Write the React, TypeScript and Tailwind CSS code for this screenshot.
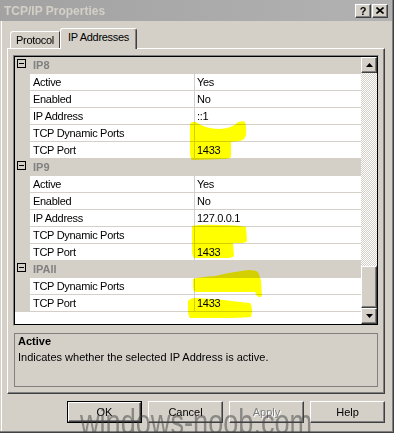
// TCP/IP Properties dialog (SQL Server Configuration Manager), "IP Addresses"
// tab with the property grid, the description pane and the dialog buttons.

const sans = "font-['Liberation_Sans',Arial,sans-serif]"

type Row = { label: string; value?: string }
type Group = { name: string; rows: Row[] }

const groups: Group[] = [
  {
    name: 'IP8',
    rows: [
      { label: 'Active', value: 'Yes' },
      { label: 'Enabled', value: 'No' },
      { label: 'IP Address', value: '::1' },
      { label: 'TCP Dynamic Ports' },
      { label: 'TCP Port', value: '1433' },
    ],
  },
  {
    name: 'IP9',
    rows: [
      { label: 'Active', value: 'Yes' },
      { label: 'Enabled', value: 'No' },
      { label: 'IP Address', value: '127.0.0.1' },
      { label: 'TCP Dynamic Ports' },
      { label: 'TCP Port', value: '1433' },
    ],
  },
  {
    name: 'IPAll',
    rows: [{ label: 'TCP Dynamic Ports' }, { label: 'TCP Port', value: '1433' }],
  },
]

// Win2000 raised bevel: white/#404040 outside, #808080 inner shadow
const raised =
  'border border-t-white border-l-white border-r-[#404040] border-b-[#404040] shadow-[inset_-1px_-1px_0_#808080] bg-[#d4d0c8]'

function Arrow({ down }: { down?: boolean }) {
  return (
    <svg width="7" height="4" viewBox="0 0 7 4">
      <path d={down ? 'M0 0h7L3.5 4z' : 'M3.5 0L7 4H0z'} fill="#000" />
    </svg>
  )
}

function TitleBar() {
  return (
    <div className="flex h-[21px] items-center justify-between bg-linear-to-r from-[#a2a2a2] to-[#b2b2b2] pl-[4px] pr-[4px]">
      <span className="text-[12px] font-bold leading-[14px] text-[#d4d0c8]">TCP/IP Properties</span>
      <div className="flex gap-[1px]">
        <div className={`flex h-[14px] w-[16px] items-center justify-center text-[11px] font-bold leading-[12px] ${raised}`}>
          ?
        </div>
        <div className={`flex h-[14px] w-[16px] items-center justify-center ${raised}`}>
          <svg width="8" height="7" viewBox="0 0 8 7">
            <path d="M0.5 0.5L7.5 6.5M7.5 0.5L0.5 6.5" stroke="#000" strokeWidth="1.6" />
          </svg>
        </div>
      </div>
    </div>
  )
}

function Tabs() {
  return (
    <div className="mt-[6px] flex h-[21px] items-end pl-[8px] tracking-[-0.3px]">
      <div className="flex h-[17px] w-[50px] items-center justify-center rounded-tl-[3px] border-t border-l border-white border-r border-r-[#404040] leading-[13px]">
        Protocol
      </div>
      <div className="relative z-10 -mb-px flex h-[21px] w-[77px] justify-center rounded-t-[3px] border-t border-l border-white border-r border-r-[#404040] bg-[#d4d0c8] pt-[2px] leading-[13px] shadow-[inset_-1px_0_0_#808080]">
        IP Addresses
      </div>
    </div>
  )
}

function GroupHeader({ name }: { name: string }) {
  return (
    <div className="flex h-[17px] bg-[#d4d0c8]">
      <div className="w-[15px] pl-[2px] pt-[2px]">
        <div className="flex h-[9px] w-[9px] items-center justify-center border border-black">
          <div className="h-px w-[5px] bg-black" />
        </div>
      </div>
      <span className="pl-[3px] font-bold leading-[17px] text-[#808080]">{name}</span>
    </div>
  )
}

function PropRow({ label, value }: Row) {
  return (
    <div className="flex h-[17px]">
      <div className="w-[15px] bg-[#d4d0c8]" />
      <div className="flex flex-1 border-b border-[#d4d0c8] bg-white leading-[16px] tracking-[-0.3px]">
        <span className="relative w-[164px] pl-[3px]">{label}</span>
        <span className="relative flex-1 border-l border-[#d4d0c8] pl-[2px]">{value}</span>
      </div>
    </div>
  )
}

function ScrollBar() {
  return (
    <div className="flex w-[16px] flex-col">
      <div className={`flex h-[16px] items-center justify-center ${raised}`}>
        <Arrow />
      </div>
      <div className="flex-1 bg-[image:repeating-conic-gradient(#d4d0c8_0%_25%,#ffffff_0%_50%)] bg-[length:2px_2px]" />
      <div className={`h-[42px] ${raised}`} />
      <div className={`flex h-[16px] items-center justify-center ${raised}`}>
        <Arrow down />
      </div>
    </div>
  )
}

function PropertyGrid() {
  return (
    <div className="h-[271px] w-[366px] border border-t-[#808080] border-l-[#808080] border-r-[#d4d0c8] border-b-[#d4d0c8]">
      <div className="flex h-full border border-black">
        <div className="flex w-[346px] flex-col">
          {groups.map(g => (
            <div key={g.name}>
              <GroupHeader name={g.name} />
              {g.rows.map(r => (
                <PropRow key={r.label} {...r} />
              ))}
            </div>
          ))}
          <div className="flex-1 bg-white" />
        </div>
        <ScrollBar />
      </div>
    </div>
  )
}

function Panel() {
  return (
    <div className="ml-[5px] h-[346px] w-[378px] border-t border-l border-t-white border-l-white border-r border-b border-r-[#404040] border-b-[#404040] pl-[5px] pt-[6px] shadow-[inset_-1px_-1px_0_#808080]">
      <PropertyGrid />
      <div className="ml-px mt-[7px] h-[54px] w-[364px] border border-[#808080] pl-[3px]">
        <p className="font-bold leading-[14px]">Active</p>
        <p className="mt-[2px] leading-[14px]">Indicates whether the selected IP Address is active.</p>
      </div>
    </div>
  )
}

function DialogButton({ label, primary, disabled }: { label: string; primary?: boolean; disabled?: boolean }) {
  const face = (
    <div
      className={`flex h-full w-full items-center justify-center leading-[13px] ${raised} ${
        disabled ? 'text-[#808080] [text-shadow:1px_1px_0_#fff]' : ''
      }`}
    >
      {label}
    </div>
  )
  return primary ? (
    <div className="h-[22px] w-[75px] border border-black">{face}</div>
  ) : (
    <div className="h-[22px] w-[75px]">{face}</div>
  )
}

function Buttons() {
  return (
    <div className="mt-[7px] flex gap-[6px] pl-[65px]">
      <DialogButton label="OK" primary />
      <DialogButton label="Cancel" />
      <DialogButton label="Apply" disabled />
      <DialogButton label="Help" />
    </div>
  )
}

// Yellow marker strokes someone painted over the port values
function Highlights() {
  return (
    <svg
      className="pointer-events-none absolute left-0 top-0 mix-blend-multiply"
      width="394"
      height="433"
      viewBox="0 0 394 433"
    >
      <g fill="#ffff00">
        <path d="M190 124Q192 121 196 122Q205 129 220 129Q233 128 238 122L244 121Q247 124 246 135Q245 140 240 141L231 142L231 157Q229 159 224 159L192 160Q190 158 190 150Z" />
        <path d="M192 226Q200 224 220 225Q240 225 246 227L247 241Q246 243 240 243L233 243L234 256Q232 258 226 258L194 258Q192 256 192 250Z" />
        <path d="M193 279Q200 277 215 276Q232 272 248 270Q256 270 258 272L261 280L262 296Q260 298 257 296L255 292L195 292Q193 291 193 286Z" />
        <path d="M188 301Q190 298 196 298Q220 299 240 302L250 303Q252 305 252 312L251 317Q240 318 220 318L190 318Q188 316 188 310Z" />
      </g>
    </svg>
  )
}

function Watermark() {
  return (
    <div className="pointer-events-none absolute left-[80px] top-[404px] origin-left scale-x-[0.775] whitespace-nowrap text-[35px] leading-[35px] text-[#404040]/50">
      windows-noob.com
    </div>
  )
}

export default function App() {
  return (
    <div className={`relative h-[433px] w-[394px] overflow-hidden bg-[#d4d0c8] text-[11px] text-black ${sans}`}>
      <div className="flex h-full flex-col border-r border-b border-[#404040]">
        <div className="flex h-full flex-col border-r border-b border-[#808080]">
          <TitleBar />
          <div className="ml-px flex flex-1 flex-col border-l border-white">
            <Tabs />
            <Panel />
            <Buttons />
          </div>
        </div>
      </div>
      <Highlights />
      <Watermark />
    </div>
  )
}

########################################

* **Set task**:
Only the lines from the top of the data through the line with "string; rows: Row[]" should be quoted, exactly and with both ends kept; skip the pictures.

* **Response for this exercise**:
Write the React, TypeScript and Tailwind CSS code for this screenshot.
// TCP/IP Properties dialog (SQL Server Configuration Manager), "IP Addresses"
// tab with the property grid, the description pane and the dialog buttons.

const sans = "font-['Liberation_Sans',Arial,sans-serif]"

type Row = { label: string; value?: string }
type Group = { name: string; rows: Row[] }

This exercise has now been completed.